The universe pass uses the prior only — cheap and covers 100% of the ~50K market universe. The overlay uses the cache only for the sliced result set, so the cost is bounded at ≤200 row lookups per scan.

Endpoints

GET /api/public/regime/scan — scan the universe, filter by label / score range / venue / event_type, sort by score / edge / spread / volume.
GET /api/public/market-microstructure-history?ticker=&days=7 — spread + depth time series for one ticker from orderbook_snapshots. Replaces the old /regime/history endpoint (deprecated to 410 — the score itself is a flat line because the prior is static).
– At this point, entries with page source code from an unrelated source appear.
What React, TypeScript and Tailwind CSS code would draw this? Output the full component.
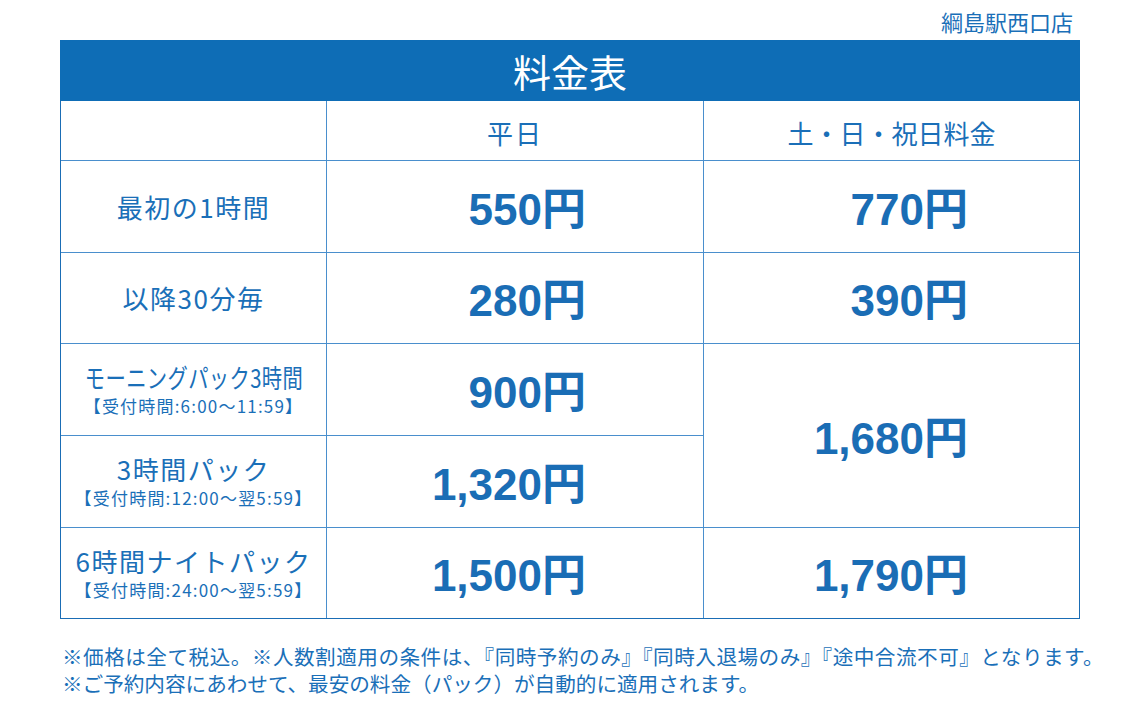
import React from "react";

const jp = "font-['Noto_Sans_CJK_JP','Noto_Sans',sans-serif]";
const price = "font-['Liberation_Sans','Noto_Sans_CJK_JP',sans-serif] font-bold text-[44px] leading-none text-[#1a6db5]";

function Label({ main, sub, condensed }: { main: string; sub?: string; condensed?: boolean }) {
  return (
    <div className="bg-white flex flex-col items-center justify-center text-[#1a6fb8]">
      <div className={`text-[26px] leading-[30px] whitespace-nowrap ${condensed ? "scale-x-[0.78] tracking-[0.5px]" : "tracking-[1.5px]"}`}>{main}</div>
      {sub && <div className="text-[17px] leading-[22px] mt-[3px] tracking-[1.2px] whitespace-nowrap">{sub}</div>}
    </div>
  );
}

function Price({ v, col, className = "" }: { v: string; col: 2 | 3; className?: string }) {
  return (
    <div className={`bg-white flex items-center justify-end pt-[6px] ${col === 2 ? "pr-[117px]" : "pr-[111px]"} ${className}`}>
      <span className={price}>{v}</span>
    </div>
  );
}

export default function App() {
  return (
    <div className={`w-[1135px] h-[726px] bg-white ${jp} text-[#1a6fb8]`}>
      <div className="pl-[60px] pr-[55px]">
        <div className="h-[40px] flex items-center justify-end pr-[7px] text-[22px] leading-none pt-[2px]">綱島駅西口店</div>
        <div className="h-[61px] bg-[#0e6db6] text-white text-[38px] flex items-center justify-center leading-none">料金表</div>
        <div className="grid grid-cols-[265px_376px_375px] grid-rows-[59px_91px_90px_91px_91px_90px] gap-px bg-[#4a8fcd] border-x border-b border-[#1a6db5]">
          <div className="bg-white" />
          <div className="bg-white flex items-center justify-center text-[26px] tracking-[2px] pt-[4px]">平日</div>
          <div className="bg-white flex items-center justify-center text-[26px] pt-[4px]">土・日・祝日料金</div>

          <Label main="最初の1時間" />
          <Price v="550円" col={2} />
          <Price v="770円" col={3} />

          <Label main="以降30分毎" />
          <Price v="280円" col={2} />
          <Price v="390円" col={3} />

          <Label main="モーニングパック3時間" sub="【受付時間:6:00～11:59】" condensed />
          <Price v="900円" col={2} />
          <Price v="1,680円" col={3} className="row-span-2" />

          <Label main="3時間パック" sub="【受付時間:12:00～翌5:59】" />
          <Price v="1,320円" col={2} />

          <Label main="6時間ナイトパック" sub="【受付時間:24:00～翌5:59】" />
          <Price v="1,500円" col={2} />
          <Price v="1,790円" col={3} />
        </div>
        <div className="mt-[24px] pl-[2px] text-[20.6px] leading-[27px] whitespace-nowrap">
          <div className="tracking-[0.5px]">※価格は全て税込。※人数割適用の条件は、『同時予約のみ』『同時入退場のみ』『途中合流不可』となります。</div>
          <div>※ご予約内容にあわせて、最安の料金（パック）が自動的に適用されます。</div>
        </div>
      </div>
    </div>
  );
}
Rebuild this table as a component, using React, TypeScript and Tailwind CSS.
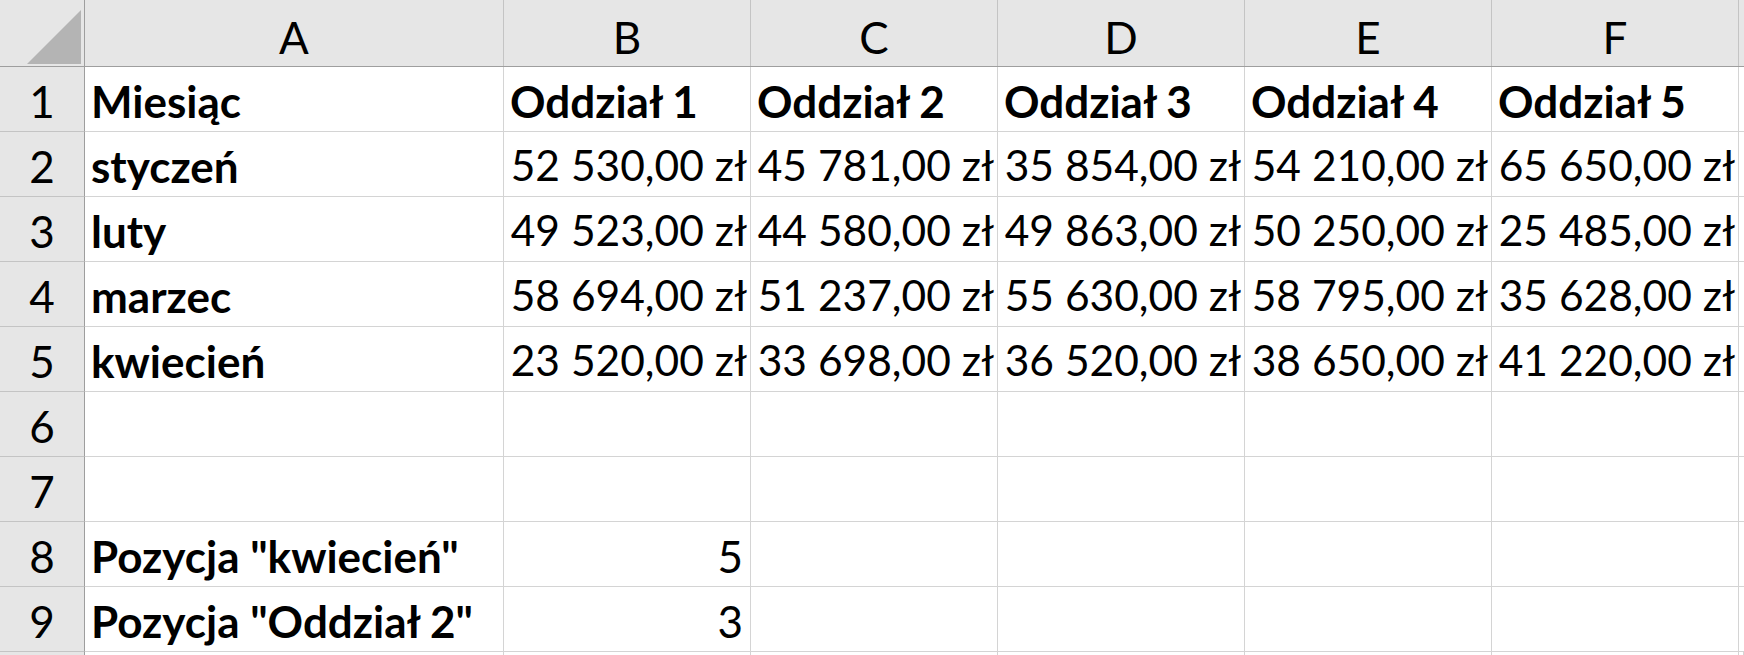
import React from 'react';

const columns = ['A', 'B', 'C', 'D', 'E', 'F'];

type Cell = { text: string; bold?: boolean; align?: 'left' | 'right' };

const rows: Cell[][] = [
  [
    { text: 'Miesiąc', bold: true },
    { text: 'Oddział 1', bold: true },
    { text: 'Oddział 2', bold: true },
    { text: 'Oddział 3', bold: true },
    { text: 'Oddział 4', bold: true },
    { text: 'Oddział 5', bold: true },
  ],
  [
    { text: 'styczeń', bold: true },
    { text: '52 530,00 zł', align: 'right' },
    { text: '45 781,00 zł', align: 'right' },
    { text: '35 854,00 zł', align: 'right' },
    { text: '54 210,00 zł', align: 'right' },
    { text: '65 650,00 zł', align: 'right' },
  ],
  [
    { text: 'luty', bold: true },
    { text: '49 523,00 zł', align: 'right' },
    { text: '44 580,00 zł', align: 'right' },
    { text: '49 863,00 zł', align: 'right' },
    { text: '50 250,00 zł', align: 'right' },
    { text: '25 485,00 zł', align: 'right' },
  ],
  [
    { text: 'marzec', bold: true },
    { text: '58 694,00 zł', align: 'right' },
    { text: '51 237,00 zł', align: 'right' },
    { text: '55 630,00 zł', align: 'right' },
    { text: '58 795,00 zł', align: 'right' },
    { text: '35 628,00 zł', align: 'right' },
  ],
  [
    { text: 'kwiecień', bold: true },
    { text: '23 520,00 zł', align: 'right' },
    { text: '33 698,00 zł', align: 'right' },
    { text: '36 520,00 zł', align: 'right' },
    { text: '38 650,00 zł', align: 'right' },
    { text: '41 220,00 zł', align: 'right' },
  ],
  [],
  [],
  [
    { text: 'Pozycja "kwiecień"', bold: true },
    { text: '5', align: 'right' },
  ],
  [
    { text: 'Pozycja "Oddział 2"', bold: true },
    { text: '3', align: 'right' },
  ],
];

const gridCols = 'grid grid-cols-[85px_419px_247px_247px_247px_247px_247px_1fr]';

export default function App() {
  return (
    <div className="w-[1744px] h-[655px] overflow-hidden bg-white text-black font-['Lato','Liberation_Sans',sans-serif] text-[44px] leading-none">
      {/* Column headers */}
      <div className={`${gridCols} h-[67px] bg-[#e6e6e6] border-b border-[#9e9e9e]`}>
        <div className="flex items-end justify-end pr-[3px] pb-[2px] border-r border-[#9e9e9e]">
          <svg width="54" height="54" viewBox="0 0 54 54">
            <polygon points="54,0 54,54 0,54" fill="#b4b4b4" />
          </svg>
        </div>
        {columns.map((c) => (
          <div key={c} className="flex items-center justify-center pt-[5px] border-r border-[#c4c4c4]">
            <span className="pt-[2px]">{c}</span>
          </div>
        ))}
        <div />
      </div>

      {/* Body rows */}
      {rows.map((row, r) => (
        <div key={r} className={`${gridCols} h-[65px]`}>
          <div className="flex items-center justify-center bg-[#e6e6e6] border-r border-[#9e9e9e] border-b border-b-[#c4c4c4] pt-[3px]">
            {r + 1}
          </div>
          {[0, 1, 2, 3, 4, 5, 6].map((i) => {
            const cell = row[i];
            const isCurrency = cell?.text.includes('zł');
            return (
              <div
                key={i}
                className={`flex items-center whitespace-nowrap border-r border-b border-[#d4d4d4] pt-[3px] ${
                  cell?.align === 'right' ? 'justify-end' : 'justify-start pl-[6px]'
                } ${cell?.align === 'right' ? (isCurrency ? 'pr-[3px] text-[42.5px]' : 'pr-[7px]') : ''} ${
                  cell?.bold ? 'font-bold' : 'font-normal'
                }`}
              >
                {cell?.text ?? ''}
              </div>
            );
          })}
        </div>
      ))}

      {/* Partially visible row 10 */}
      <div className={`${gridCols} h-[65px]`}>
        <div className="bg-[#e6e6e6] border-r border-[#9e9e9e]" />
        {[0, 1, 2, 3, 4, 5, 6].map((i) => (
          <div key={i} className="border-r border-[#d4d4d4]" />
        ))}
      </div>
    </div>
  );
}
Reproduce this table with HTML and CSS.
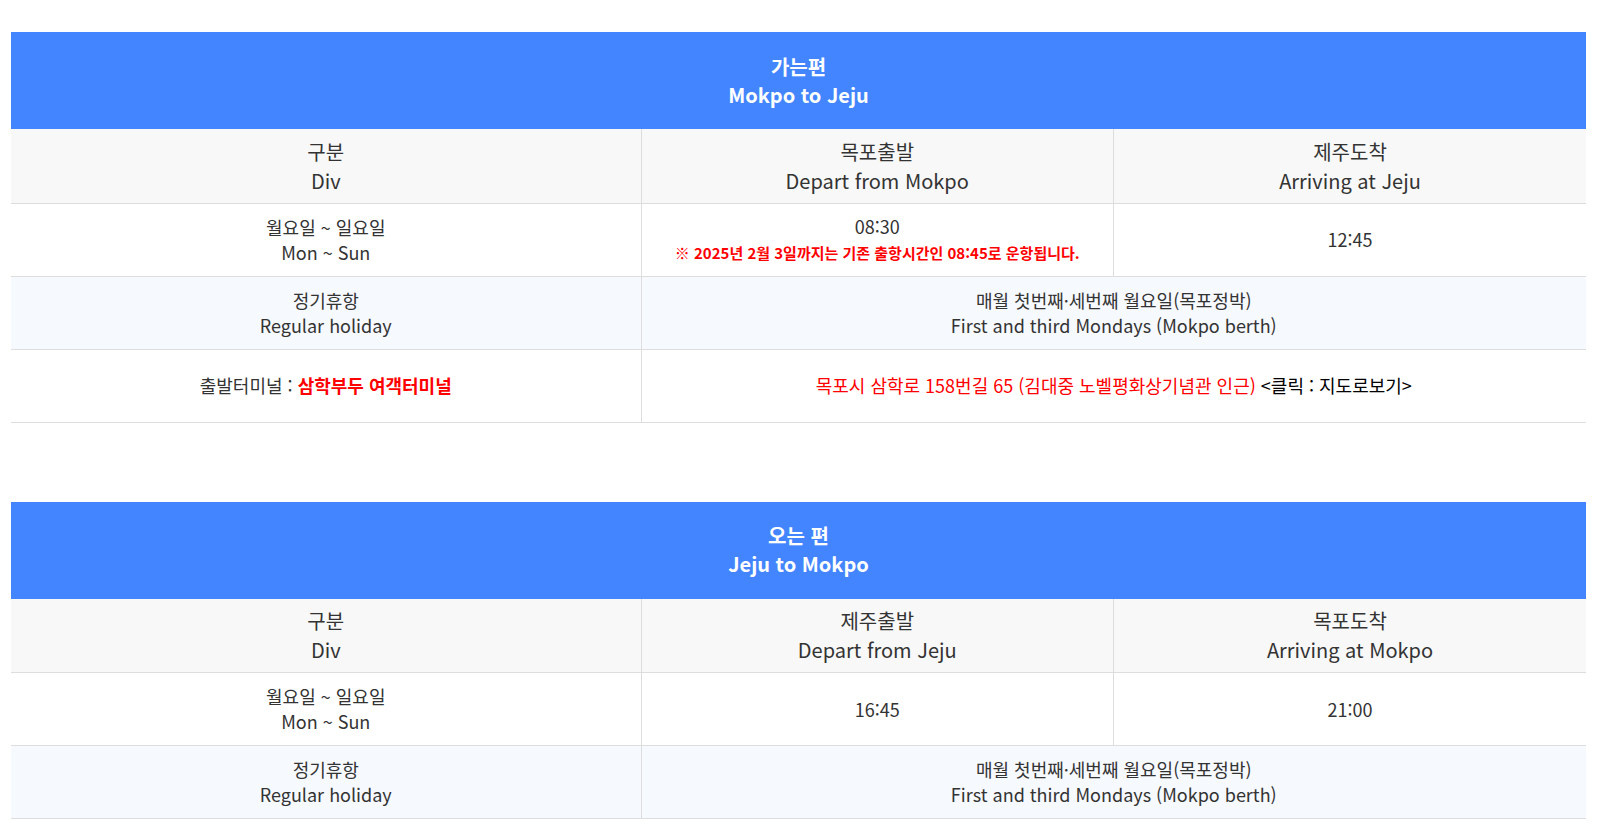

Coverage of the prior grows organically: a backfill classifier covers the top-5K active markets by volume, and the scan-regime cron (6h cadence) picks up new markets as they enter the universe. Unclassified markets return source: "neutral-default" — the scorer's no-data branch, score ≈ 0.35.

Signals

Events that feed into evaluations. Five types:

Type	Source	Description
news	Heartbeat / manual	News articles, data releases
price_move	Heartbeat	Market price change ≥ 3 cents
user_note	Manual	Your analysis or observations
external	Manual	Signals from other systems
upcoming_event	Heartbeat	Kalshi milestone matching edges

Kill Conditions

Before every evaluation, the system asks: "Does any event fundamentally break a core assumption of this thesis?" If yes, it flags the threat prominently before any other analysis. News scans include adversarial queries that actively seek contradictory evidence. The system tries to kill your thesis before you trade on it.

Track Record

Feedback loop that computes how well past edges predicted market movement:

Hit rate: % of edges where market moved toward the thesis-implied price
Average movement: mean price change in cents since edge detection
Track record is injected into evaluation prompts so the system learns from its accuracy

Tree Augmentation

The causal tree evolves over time:

Each evaluation can suggest new causal factors
Weekly, the augment agent reviews suggestions
LLM decides which to accept (must be genuinely new, not duplicates)
Accepted nodes are appended (never removed — append-only tree)
Importance weights are rebalanced among siblings

Intent Lifecycle

Intents are declarative execution instructions. Instead of "buy now," you say "buy when price drops below 40c, but only if oil is above $95."

pending → armed → triggered → filled ↓ [soft condition?] ↓ ↓ PASS HOLD ↓ ↓ execute wait

Trigger types: immediate, price_below, price_above, time. Soft conditions are natural language, evaluated by LLM in --smart mode.